The steep losses occurred as Northern Natural Gas Pipeline production receipts remained more than 200 MMcf/d below the previous 30-day average in Tuesday’s early cycles, attributable to the second day of a planned two-day maintenance. Overall, Permian production had dropped to under 9.40 Bcf/d Tuesday, about 0.25 Bcf/d below the monthly rolling average and a drop of over 0.35 Bcf/d day/day, according to Genscape.
With the maintenance ending, spot prices on Wednesday moved back above zero, with El Paso Permian averaging 24 cents and Waha averaging a penny.
Nevertheless, the damage in the forward markets was done as the prompt month shed close to 40 cents at both Permian pricing hubs. El Paso Permian June dropped to just 15.4 cents as of Wednesday, while July fell 24 cents to 62.3 cents and the balance of summer (June-October) slipped 22 cents to 97 cents, according to Forward Look. The winter strip (November 2019-March 2020) was down 11 cents to $2.21.
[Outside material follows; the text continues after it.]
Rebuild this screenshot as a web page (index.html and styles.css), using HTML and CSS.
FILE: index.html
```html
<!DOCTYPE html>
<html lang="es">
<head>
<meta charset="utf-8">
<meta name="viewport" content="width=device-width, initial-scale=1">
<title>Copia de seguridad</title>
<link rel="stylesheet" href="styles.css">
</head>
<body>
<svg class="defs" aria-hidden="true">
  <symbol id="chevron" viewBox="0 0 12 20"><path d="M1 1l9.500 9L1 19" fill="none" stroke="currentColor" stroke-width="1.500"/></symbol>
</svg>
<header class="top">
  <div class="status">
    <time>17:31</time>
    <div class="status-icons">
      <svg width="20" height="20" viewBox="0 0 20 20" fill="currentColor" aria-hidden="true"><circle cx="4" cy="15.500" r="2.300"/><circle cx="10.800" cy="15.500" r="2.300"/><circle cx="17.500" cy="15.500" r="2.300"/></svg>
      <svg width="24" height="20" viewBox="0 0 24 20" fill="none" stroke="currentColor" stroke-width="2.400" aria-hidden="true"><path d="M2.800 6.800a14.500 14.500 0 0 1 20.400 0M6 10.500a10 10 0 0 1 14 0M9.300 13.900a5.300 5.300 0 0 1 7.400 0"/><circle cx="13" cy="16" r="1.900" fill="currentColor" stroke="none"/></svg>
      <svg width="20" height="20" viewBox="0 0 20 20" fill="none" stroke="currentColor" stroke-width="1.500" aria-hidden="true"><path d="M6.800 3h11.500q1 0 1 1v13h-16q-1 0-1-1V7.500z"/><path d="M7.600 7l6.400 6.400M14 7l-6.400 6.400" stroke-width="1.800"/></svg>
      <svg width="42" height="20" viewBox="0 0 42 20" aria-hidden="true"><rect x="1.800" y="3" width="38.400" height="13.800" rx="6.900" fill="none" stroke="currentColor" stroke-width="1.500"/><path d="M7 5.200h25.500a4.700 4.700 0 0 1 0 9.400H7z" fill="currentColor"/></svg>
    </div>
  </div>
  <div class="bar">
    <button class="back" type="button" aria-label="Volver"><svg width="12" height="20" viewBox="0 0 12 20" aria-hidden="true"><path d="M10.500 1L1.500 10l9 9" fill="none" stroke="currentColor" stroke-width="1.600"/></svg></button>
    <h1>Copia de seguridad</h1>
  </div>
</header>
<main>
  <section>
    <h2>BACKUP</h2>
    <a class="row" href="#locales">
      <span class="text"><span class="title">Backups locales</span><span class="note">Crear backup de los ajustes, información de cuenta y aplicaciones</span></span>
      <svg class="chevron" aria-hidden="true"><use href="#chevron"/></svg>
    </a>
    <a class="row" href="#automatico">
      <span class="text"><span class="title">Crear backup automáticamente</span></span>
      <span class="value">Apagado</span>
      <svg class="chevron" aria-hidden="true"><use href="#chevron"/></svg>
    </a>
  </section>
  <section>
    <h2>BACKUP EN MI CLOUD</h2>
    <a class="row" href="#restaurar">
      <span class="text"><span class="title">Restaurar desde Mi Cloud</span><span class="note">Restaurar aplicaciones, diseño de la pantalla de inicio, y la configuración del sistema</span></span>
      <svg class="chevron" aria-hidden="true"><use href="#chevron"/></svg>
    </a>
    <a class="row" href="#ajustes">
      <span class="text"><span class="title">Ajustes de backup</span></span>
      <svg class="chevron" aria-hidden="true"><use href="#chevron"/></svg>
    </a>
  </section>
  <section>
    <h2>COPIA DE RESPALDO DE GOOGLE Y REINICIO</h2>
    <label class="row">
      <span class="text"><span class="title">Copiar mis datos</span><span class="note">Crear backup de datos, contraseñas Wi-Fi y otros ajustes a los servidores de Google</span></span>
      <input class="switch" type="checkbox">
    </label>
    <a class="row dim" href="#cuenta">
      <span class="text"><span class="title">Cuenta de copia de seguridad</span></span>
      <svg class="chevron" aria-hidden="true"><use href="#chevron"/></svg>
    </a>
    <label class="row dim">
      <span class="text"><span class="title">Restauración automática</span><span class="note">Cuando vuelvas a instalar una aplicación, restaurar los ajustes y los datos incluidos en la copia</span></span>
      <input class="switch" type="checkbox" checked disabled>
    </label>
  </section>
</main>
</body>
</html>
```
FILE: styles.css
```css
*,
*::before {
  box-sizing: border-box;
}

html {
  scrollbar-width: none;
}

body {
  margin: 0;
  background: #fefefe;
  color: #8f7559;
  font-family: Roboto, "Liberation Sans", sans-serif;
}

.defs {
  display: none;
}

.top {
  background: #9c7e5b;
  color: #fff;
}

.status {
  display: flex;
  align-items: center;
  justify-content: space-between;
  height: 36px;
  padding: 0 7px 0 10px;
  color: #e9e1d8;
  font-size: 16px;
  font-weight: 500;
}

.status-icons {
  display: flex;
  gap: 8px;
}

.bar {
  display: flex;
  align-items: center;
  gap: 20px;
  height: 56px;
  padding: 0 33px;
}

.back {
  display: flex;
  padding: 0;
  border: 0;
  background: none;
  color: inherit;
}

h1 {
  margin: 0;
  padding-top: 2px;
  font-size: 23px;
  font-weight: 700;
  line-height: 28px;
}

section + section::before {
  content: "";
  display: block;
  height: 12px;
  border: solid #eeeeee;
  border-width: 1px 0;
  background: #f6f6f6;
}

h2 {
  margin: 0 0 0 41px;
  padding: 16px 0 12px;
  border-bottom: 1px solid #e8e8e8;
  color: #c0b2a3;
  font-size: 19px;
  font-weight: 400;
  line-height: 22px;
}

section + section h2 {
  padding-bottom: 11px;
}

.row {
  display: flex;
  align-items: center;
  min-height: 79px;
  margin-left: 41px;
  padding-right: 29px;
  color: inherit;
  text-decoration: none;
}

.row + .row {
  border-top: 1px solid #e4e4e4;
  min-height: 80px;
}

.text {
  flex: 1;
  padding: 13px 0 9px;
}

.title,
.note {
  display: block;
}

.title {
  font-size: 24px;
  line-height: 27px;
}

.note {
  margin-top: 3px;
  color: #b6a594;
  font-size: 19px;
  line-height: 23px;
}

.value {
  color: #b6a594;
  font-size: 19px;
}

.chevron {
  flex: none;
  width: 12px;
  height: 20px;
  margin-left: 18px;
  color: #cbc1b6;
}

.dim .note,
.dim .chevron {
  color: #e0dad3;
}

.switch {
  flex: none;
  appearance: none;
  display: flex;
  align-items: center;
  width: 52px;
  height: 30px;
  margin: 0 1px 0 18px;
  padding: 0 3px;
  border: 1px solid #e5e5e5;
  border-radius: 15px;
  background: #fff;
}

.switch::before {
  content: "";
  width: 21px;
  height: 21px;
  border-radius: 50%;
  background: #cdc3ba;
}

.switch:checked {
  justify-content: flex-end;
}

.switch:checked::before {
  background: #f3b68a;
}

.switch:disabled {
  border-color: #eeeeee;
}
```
Waha June averaged just 2.6 cents after tumbling 38 cents between May 16 and 22. July fell 24 cents to 41.5 cents, the balance of summer dropped 22 cents to 84 and the winter slipped a dime to $2.12.
Most other pricing hubs across the country followed the general lead of the Nymex, although Northwest Sumas posted much larger declines as cash prices are among the cheapest in the Rockies. June tumbled 24 cents to $1.763, July dropped 14 cents to $2.468, the balance of summer shed 18 cents to $2.29 and the winter fell 19 cents to $3.35, Forward Look data show.